***** Recorded data *****

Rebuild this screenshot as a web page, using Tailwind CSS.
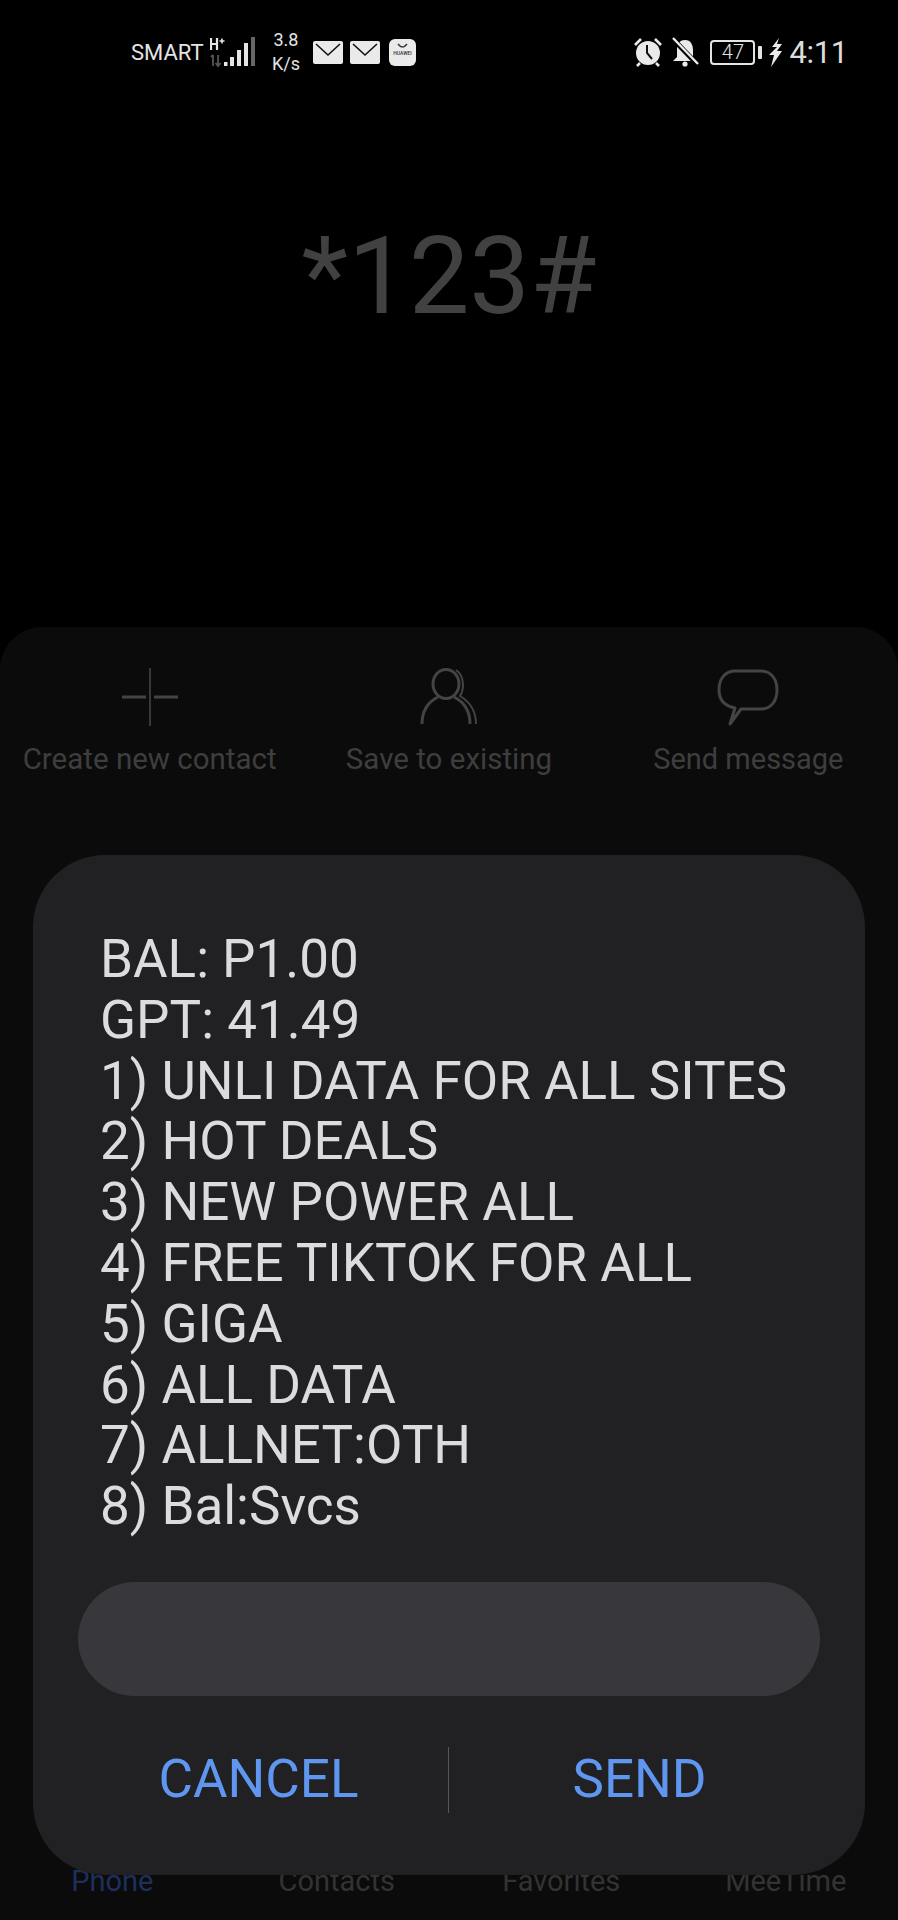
<!DOCTYPE html>
<html lang="en">
<head>
  <meta charset="UTF-8" />
  <title>USSD dialog</title>
  <script src="https://cdn.jsdelivr.net/npm/@tailwindcss/browser@4"></script>
</head>
<body class="bg-black font-['Roboto',sans-serif]">
  <div class="relative w-[898px] h-[1920px] overflow-hidden flex flex-col bg-black">

    <!-- Status bar -->
    <div class="h-[104px] shrink-0 pl-[131px] pr-[50px] flex items-center justify-between text-[#e4e4e4]">
      <div class="flex items-center">
        <span class="text-[22px] w-[79px]">SMART</span>
        <svg class="w-[46px] h-[32px]" viewBox="0 0 46 32">
          <path d="M1 2 V14 M7 2 V14 M1 8 H7" stroke="#e4e4e4" stroke-width="2.2" fill="none" />
          <path d="M9.5 5 H14.5 M12 2.5 V7.5" stroke="#e4e4e4" stroke-width="1.6" fill="none" />
          <path d="M3 19 V30 M1 21 L3 19 M8 19 V30 M5.5 27 L8 30 L10.5 27" stroke="#555" stroke-width="1.8" fill="none" />
          <rect x="14" y="26" width="3.5" height="4" fill="#e4e4e4" />
          <rect x="20" y="21" width="4" height="9" fill="#e4e4e4" />
          <rect x="27" y="14" width="4" height="16" fill="#e4e4e4" />
          <rect x="34" y="7" width="4" height="23" fill="#e4e4e4" />
          <rect x="41" y="1" width="4" height="29" fill="#666" />
        </svg>
        <div class="ml-[13px] w-[34px] text-[18px] leading-[24px] text-center">3.8<br />K/s</div>
        <svg class="ml-[10px] w-[30px] h-[23px]" viewBox="0 0 30 23">
          <rect width="30" height="23" rx="2" fill="#eaeaea" />
          <path d="M3 3 L15 14 L27 3" fill="none" stroke="#111" stroke-width="1.6" />
        </svg>
        <svg class="ml-[7px] w-[30px] h-[23px]" viewBox="0 0 30 23">
          <rect width="30" height="23" rx="2" fill="#eaeaea" />
          <path d="M3 3 L15 14 L27 3" fill="none" stroke="#111" stroke-width="1.6" />
        </svg>
        <svg class="ml-[9px] w-[27px] h-[27px]" viewBox="0 0 27 27">
          <rect width="27" height="27" rx="6" fill="#eaeaea" />
          <path d="M9 5 Q13.5 11 18 5" fill="none" stroke="#333" stroke-width="1.4" />
          <text x="13.5" y="16" font-size="5" text-anchor="middle" fill="#333" font-family="Roboto" font-weight="500">HUAWEI</text>
        </svg>
      </div>
      <div class="flex items-center">
        <!-- alarm -->
        <svg class="w-[30px] h-[30px]" viewBox="0 0 30 30">
          <circle cx="15" cy="16" r="12" fill="#eaeaea" />
          <path d="M14 8 V16 L19 22" fill="none" stroke="#111" stroke-width="2" />
          <path d="M2 8 L8 2 M28 8 L22 2 M7 26 L4 29 M23 26 L26 29" stroke="#eaeaea" stroke-width="2.6" />
        </svg>
        <!-- muted bell -->
        <svg class="ml-[8px] w-[28px] h-[30px]" viewBox="0 0 28 30">
          <path d="M14 3 C8 3 6 8 6 13 V20 L2 24 H26 L22 20 V13 C22 8 20 3 14 3 Z" fill="#eaeaea" />
          <circle cx="14" cy="27" r="2.6" fill="#eaeaea" />
          <path d="M1 1 L27 28" stroke="#000" stroke-width="5" />
          <path d="M2 1 L27 27" stroke="#eaeaea" stroke-width="2.4" />
        </svg>
        <!-- battery -->
        <div class="ml-[11px] w-[45px] h-[25px] border-2 border-[#e4e4e4] rounded-[4px] flex items-center justify-center text-[20px] leading-none font-light">47</div>
        <div class="ml-[3px] w-[4px] h-[13px] bg-[#e4e4e4] rounded-[1px]"></div>
        <svg class="ml-[6px] w-[15px] h-[29px]" viewBox="0 0 15 29">
          <path d="M11 0 L4 9 L9 9 L1 17 L6 17 L3 29 L14 13 L9 13 L14 6 L9 6 Z" fill="#eaeaea" />
        </svg>
        <span class="ml-[6px] text-[31px] leading-none tracking-[-0.3px] text-[#dcdcdc]">4:11</span>
      </div>
    </div>

    <!-- Dialed code -->
    <div class="h-[523px] shrink-0 pt-[110px] flex justify-center">
      <span class="text-[108px] leading-[125px] text-[#414141]">*123#</span>
    </div>

    <!-- Bottom sheet -->
    <div class="flex-1 rounded-t-[42px] bg-[#0b0b0c] flex flex-col justify-between">
      <div class="pt-[41px] grid grid-cols-3 text-[#3e3e3e]">
        <div class="flex flex-col items-center">
          <svg class="w-[58px] h-[58px]" viewBox="0 0 58 58">
            <path d="M29 0 V58" stroke="#444" stroke-width="1.6" />
            <path d="M1 29 H25 M33 29 H57" stroke="#444" stroke-width="3" />
          </svg>
          <span class="mt-[15px] text-[29.5px] leading-[36px]">Create new contact</span>
        </div>
        <div class="flex flex-col items-center">
          <svg class="w-[58px] h-[58px]" viewBox="0 0 58 58">
            <ellipse cx="26" cy="16" rx="13" ry="14.5" fill="none" stroke="#444" stroke-width="3" />
            <path d="M2 56 C2 43 8 34 18 29 M34 29 C44 34 50 43 50 56" fill="none" stroke="#444" stroke-width="3" />
            <path d="M36 2 C45 8 44 22 40 28 C50 34 56 44 56 56" fill="none" stroke="#444" stroke-width="2" />
          </svg>
          <span class="mt-[15px] text-[29.5px] leading-[36px]">Save to existing</span>
        </div>
        <div class="flex flex-col items-center">
          <svg class="w-[62px] h-[58px]" viewBox="0 0 62 58">
            <path d="M18 3 H44 C54 3 60 11 60 22 C60 33 54 41 44 41 H24 L13 56 L18 40 C8 38 2 32 2 22 C2 11 8 3 18 3 Z" fill="none" stroke="#444" stroke-width="3" stroke-linejoin="round" />
          </svg>
          <span class="mt-[15px] text-[29px] leading-[36px]">Send message</span>
        </div>
      </div>

      <div class="pb-[21px] grid grid-cols-4 text-[29px] leading-[36px] text-center text-[#333]">
        <span class="text-[#1e2f5c]">Phone</span>
        <span>Contacts</span>
        <span>Favorites</span>
        <span>MeeTime</span>
      </div>
    </div>

    <!-- USSD dialog -->
    <div class="absolute left-[33px] top-[855px] w-[832px] h-[1020px] rounded-[72px] bg-[#212124] pt-[74px] flex flex-col">
      <div class="pl-[67px] text-[53px] leading-[60.8px] font-normal text-[#dcdcde]">
        <p>BAL: P1.00</p>
        <p>GPT: 41.49</p>
        <p>1) UNLI DATA FOR ALL SITES</p>
        <p>2) HOT DEALS</p>
        <p>3) NEW POWER ALL</p>
        <p>4) FREE TIKTOK FOR ALL</p>
        <p>5) GIGA</p>
        <p>6) ALL DATA</p>
        <p>7) ALLNET:OTH</p>
        <p>8) Bal:Svcs</p>
      </div>
      <div class="mt-[45px] mx-[45px] h-[114px] rounded-[57px] bg-[#38383c]"></div>
      <div class="mt-[50px] flex items-center h-[68px] text-[53px] leading-none text-[#5e96f0]">
        <div class="w-[415px] text-center pl-[36px]">CANCEL</div>
        <div class="w-px h-[66px] bg-[#55555a]"></div>
        <div class="flex-1 text-center pr-[35px]">SEND</div>
      </div>
    </div>
  </div>
</body>
</html>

*****

Return each line of the data, keeping its wording exact and omitting pictures.

#### Final answer:
Rebuild this screenshot as a web page, using Tailwind CSS.
<!DOCTYPE html>
<html lang="en">
<head>
  <meta charset="UTF-8" />
  <title>USSD dialog</title>
  <script src="https://cdn.jsdelivr.net/npm/@tailwindcss/browser@4"></script>
</head>
<body class="bg-black font-['Roboto',sans-serif]">
  <div class="relative w-[898px] h-[1920px] overflow-hidden flex flex-col bg-black">

    <!-- Status bar -->
    <div class="h-[104px] shrink-0 pl-[131px] pr-[50px] flex items-center justify-between text-[#e4e4e4]">
      <div class="flex items-center">
        <span class="text-[22px] w-[79px]">SMART</span>
        <svg class="w-[46px] h-[32px]" viewBox="0 0 46 32">
          <path d="M1 2 V14 M7 2 V14 M1 8 H7" stroke="#e4e4e4" stroke-width="2.2" fill="none" />
          <path d="M9.5 5 H14.5 M12 2.5 V7.5" stroke="#e4e4e4" stroke-width="1.6" fill="none" />
          <path d="M3 19 V30 M1 21 L3 19 M8 19 V30 M5.5 27 L8 30 L10.5 27" stroke="#555" stroke-width="1.8" fill="none" />
          <rect x="14" y="26" width="3.5" height="4" fill="#e4e4e4" />
          <rect x="20" y="21" width="4" height="9" fill="#e4e4e4" />
          <rect x="27" y="14" width="4" height="16" fill="#e4e4e4" />
          <rect x="34" y="7" width="4" height="23" fill="#e4e4e4" />
          <rect x="41" y="1" width="4" height="29" fill="#666" />
        </svg>
        <div class="ml-[13px] w-[34px] text-[18px] leading-[24px] text-center">3.8<br />K/s</div>
        <svg class="ml-[10px] w-[30px] h-[23px]" viewBox="0 0 30 23">
          <rect width="30" height="23" rx="2" fill="#eaeaea" />
          <path d="M3 3 L15 14 L27 3" fill="none" stroke="#111" stroke-width="1.6" />
        </svg>
        <svg class="ml-[7px] w-[30px] h-[23px]" viewBox="0 0 30 23">
          <rect width="30" height="23" rx="2" fill="#eaeaea" />
          <path d="M3 3 L15 14 L27 3" fill="none" stroke="#111" stroke-width="1.6" />
        </svg>
        <svg class="ml-[9px] w-[27px] h-[27px]" viewBox="0 0 27 27">
          <rect width="27" height="27" rx="6" fill="#eaeaea" />
          <path d="M9 5 Q13.5 11 18 5" fill="none" stroke="#333" stroke-width="1.4" />
          <text x="13.5" y="16" font-size="5" text-anchor="middle" fill="#333" font-family="Roboto" font-weight="500">HUAWEI</text>
        </svg>
      </div>
      <div class="flex items-center">
        <!-- alarm -->
        <svg class="w-[30px] h-[30px]" viewBox="0 0 30 30">
          <circle cx="15" cy="16" r="12" fill="#eaeaea" />
          <path d="M14 8 V16 L19 22" fill="none" stroke="#111" stroke-width="2" />
          <path d="M2 8 L8 2 M28 8 L22 2 M7 26 L4 29 M23 26 L26 29" stroke="#eaeaea" stroke-width="2.6" />
        </svg>
        <!-- muted bell -->
        <svg class="ml-[8px] w-[28px] h-[30px]" viewBox="0 0 28 30">
          <path d="M14 3 C8 3 6 8 6 13 V20 L2 24 H26 L22 20 V13 C22 8 20 3 14 3 Z" fill="#eaeaea" />
          <circle cx="14" cy="27" r="2.6" fill="#eaeaea" />
          <path d="M1 1 L27 28" stroke="#000" stroke-width="5" />
          <path d="M2 1 L27 27" stroke="#eaeaea" stroke-width="2.4" />
        </svg>
        <!-- battery -->
        <div class="ml-[11px] w-[45px] h-[25px] border-2 border-[#e4e4e4] rounded-[4px] flex items-center justify-center text-[20px] leading-none font-light">47</div>
        <div class="ml-[3px] w-[4px] h-[13px] bg-[#e4e4e4] rounded-[1px]"></div>
        <svg class="ml-[6px] w-[15px] h-[29px]" viewBox="0 0 15 29">
          <path d="M11 0 L4 9 L9 9 L1 17 L6 17 L3 29 L14 13 L9 13 L14 6 L9 6 Z" fill="#eaeaea" />
        </svg>
        <span class="ml-[6px] text-[31px] leading-none tracking-[-0.3px] text-[#dcdcdc]">4:11</span>
      </div>
    </div>

    <!-- Dialed code -->
    <div class="h-[523px] shrink-0 pt-[110px] flex justify-center">
      <span class="text-[108px] leading-[125px] text-[#414141]">*123#</span>
    </div>

    <!-- Bottom sheet -->
    <div class="flex-1 rounded-t-[42px] bg-[#0b0b0c] flex flex-col justify-between">
      <div class="pt-[41px] grid grid-cols-3 text-[#3e3e3e]">
        <div class="flex flex-col items-center">
          <svg class="w-[58px] h-[58px]" viewBox="0 0 58 58">
            <path d="M29 0 V58" stroke="#444" stroke-width="1.6" />
            <path d="M1 29 H25 M33 29 H57" stroke="#444" stroke-width="3" />
          </svg>
          <span class="mt-[15px] text-[29.5px] leading-[36px]">Create new contact</span>
        </div>
        <div class="flex flex-col items-center">
          <svg class="w-[58px] h-[58px]" viewBox="0 0 58 58">
            <ellipse cx="26" cy="16" rx="13" ry="14.5" fill="none" stroke="#444" stroke-width="3" />
            <path d="M2 56 C2 43 8 34 18 29 M34 29 C44 34 50 43 50 56" fill="none" stroke="#444" stroke-width="3" />
            <path d="M36 2 C45 8 44 22 40 28 C50 34 56 44 56 56" fill="none" stroke="#444" stroke-width="2" />
          </svg>
          <span class="mt-[15px] text-[29.5px] leading-[36px]">Save to existing</span>
        </div>
        <div class="flex flex-col items-center">
          <svg class="w-[62px] h-[58px]" viewBox="0 0 62 58">
            <path d="M18 3 H44 C54 3 60 11 60 22 C60 33 54 41 44 41 H24 L13 56 L18 40 C8 38 2 32 2 22 C2 11 8 3 18 3 Z" fill="none" stroke="#444" stroke-width="3" stroke-linejoin="round" />
          </svg>
          <span class="mt-[15px] text-[29px] leading-[36px]">Send message</span>
        </div>
      </div>

      <div class="pb-[21px] grid grid-cols-4 text-[29px] leading-[36px] text-center text-[#333]">
        <span class="text-[#1e2f5c]">Phone</span>
        <span>Contacts</span>
        <span>Favorites</span>
        <span>MeeTime</span>
      </div>
    </div>

    <!-- USSD dialog -->
    <div class="absolute left-[33px] top-[855px] w-[832px] h-[1020px] rounded-[72px] bg-[#212124] pt-[74px] flex flex-col">
      <div class="pl-[67px] text-[53px] leading-[60.8px] font-normal text-[#dcdcde]">
        <p>BAL: P1.00</p>
        <p>GPT: 41.49</p>
        <p>1) UNLI DATA FOR ALL SITES</p>
        <p>2) HOT DEALS</p>
        <p>3) NEW POWER ALL</p>
        <p>4) FREE TIKTOK FOR ALL</p>
        <p>5) GIGA</p>
        <p>6) ALL DATA</p>
        <p>7) ALLNET:OTH</p>
        <p>8) Bal:Svcs</p>
      </div>
      <div class="mt-[45px] mx-[45px] h-[114px] rounded-[57px] bg-[#38383c]"></div>
      <div class="mt-[50px] flex items-center h-[68px] text-[53px] leading-none text-[#5e96f0]">
        <div class="w-[415px] text-center pl-[36px]">CANCEL</div>
        <div class="w-px h-[66px] bg-[#55555a]"></div>
        <div class="flex-1 text-center pr-[35px]">SEND</div>
      </div>
    </div>
  </div>
</body>
</html>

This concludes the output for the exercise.